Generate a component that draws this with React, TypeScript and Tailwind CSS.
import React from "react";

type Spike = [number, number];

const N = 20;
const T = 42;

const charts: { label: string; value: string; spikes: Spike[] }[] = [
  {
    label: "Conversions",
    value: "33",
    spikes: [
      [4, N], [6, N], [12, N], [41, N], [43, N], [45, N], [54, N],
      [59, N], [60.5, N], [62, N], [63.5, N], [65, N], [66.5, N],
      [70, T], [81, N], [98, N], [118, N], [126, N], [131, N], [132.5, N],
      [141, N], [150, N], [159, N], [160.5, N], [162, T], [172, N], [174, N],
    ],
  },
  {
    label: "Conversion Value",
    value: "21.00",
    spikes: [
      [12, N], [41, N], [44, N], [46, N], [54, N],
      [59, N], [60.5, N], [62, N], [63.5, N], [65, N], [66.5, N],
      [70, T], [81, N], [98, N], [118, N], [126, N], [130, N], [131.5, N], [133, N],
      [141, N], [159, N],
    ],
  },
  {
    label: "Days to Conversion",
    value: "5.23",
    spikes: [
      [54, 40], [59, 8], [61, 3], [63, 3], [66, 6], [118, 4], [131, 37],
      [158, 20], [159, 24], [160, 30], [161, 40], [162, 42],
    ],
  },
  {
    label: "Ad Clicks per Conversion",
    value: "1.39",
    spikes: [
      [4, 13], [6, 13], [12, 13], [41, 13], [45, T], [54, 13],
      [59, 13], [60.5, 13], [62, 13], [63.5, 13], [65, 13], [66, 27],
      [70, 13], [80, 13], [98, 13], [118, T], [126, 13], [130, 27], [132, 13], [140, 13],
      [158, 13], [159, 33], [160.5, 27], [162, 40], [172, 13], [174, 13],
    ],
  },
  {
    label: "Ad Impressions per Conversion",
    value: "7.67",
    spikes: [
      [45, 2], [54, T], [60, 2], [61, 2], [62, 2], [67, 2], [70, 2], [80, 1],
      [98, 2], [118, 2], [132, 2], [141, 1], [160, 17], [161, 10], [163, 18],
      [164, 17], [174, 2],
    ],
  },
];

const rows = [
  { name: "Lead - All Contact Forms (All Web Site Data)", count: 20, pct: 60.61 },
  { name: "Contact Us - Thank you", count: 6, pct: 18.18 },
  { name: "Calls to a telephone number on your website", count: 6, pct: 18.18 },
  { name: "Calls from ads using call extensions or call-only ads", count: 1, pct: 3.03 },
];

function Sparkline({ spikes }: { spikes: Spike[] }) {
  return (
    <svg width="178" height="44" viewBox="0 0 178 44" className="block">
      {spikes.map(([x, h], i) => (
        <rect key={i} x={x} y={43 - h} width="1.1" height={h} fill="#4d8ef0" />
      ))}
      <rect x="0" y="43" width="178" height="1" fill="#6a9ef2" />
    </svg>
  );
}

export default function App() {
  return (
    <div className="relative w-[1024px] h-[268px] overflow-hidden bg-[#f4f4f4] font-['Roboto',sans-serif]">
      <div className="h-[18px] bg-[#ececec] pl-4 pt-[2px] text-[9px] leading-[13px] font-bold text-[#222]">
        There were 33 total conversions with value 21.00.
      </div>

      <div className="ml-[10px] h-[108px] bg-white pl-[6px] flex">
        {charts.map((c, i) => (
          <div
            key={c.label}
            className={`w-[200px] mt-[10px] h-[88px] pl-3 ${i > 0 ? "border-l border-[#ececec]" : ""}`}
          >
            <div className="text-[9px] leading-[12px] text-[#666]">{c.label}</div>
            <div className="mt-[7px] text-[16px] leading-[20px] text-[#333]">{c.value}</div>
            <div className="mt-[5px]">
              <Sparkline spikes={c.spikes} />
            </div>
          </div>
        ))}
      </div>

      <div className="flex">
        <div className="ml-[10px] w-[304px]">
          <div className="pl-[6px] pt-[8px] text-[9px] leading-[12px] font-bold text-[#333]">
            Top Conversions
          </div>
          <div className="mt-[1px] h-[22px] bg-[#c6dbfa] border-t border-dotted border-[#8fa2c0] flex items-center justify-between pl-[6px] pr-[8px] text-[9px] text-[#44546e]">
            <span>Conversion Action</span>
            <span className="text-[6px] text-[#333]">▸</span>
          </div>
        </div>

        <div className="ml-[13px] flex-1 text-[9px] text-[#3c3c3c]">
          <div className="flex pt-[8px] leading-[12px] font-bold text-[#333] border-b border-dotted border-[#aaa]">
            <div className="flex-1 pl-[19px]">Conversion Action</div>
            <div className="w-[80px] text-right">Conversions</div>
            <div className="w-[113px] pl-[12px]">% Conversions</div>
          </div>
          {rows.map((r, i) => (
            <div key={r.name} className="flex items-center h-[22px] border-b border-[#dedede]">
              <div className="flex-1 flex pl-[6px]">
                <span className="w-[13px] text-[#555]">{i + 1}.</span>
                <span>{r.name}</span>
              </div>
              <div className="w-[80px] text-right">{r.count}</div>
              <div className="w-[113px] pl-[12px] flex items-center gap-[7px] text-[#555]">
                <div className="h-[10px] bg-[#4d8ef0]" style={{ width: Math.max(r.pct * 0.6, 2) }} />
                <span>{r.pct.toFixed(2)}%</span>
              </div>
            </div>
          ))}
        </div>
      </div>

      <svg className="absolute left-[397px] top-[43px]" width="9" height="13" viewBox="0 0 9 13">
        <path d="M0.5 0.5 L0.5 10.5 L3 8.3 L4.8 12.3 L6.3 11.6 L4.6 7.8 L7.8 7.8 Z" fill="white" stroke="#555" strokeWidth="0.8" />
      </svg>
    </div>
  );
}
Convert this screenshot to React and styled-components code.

...

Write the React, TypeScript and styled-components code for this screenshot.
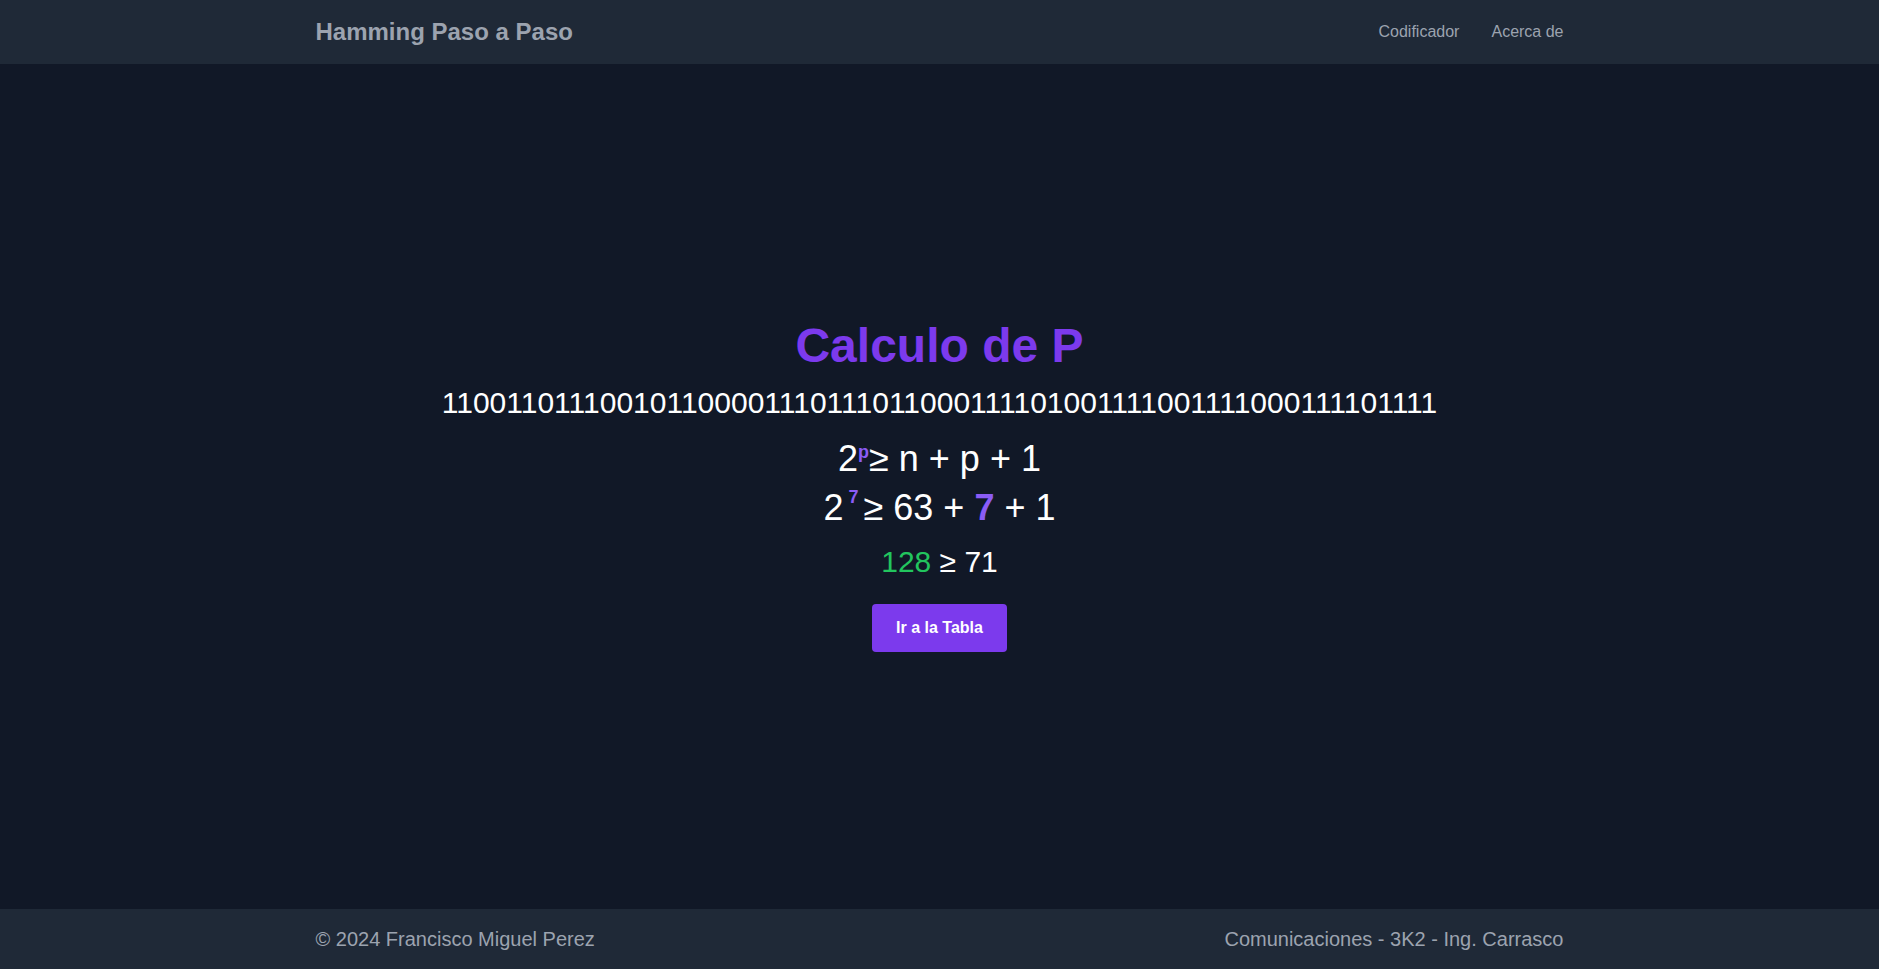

* * *

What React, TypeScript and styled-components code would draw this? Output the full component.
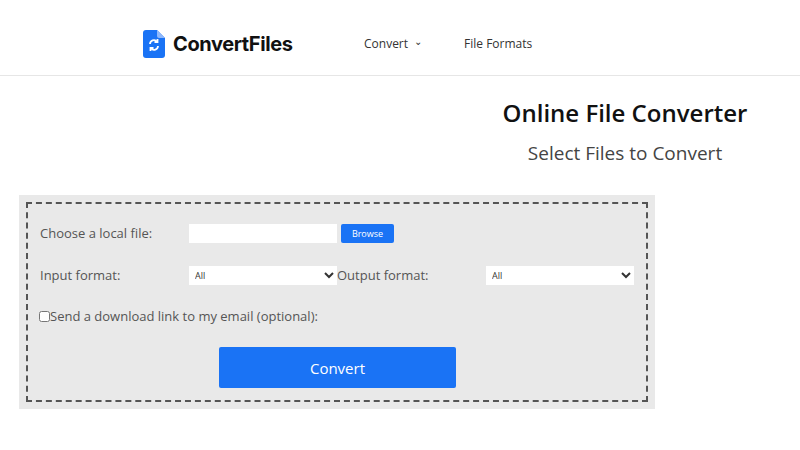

Your goal:
Everything from the line containing "Generate a component" down to the line containing "const T = 42;" should be retyped exactly, both lines included, and nothing more.

Output:
Generate a component that draws this with React, TypeScript and Tailwind CSS.
import React from "react";

type Spike = [number, number];

const N = 20;
const T = 42;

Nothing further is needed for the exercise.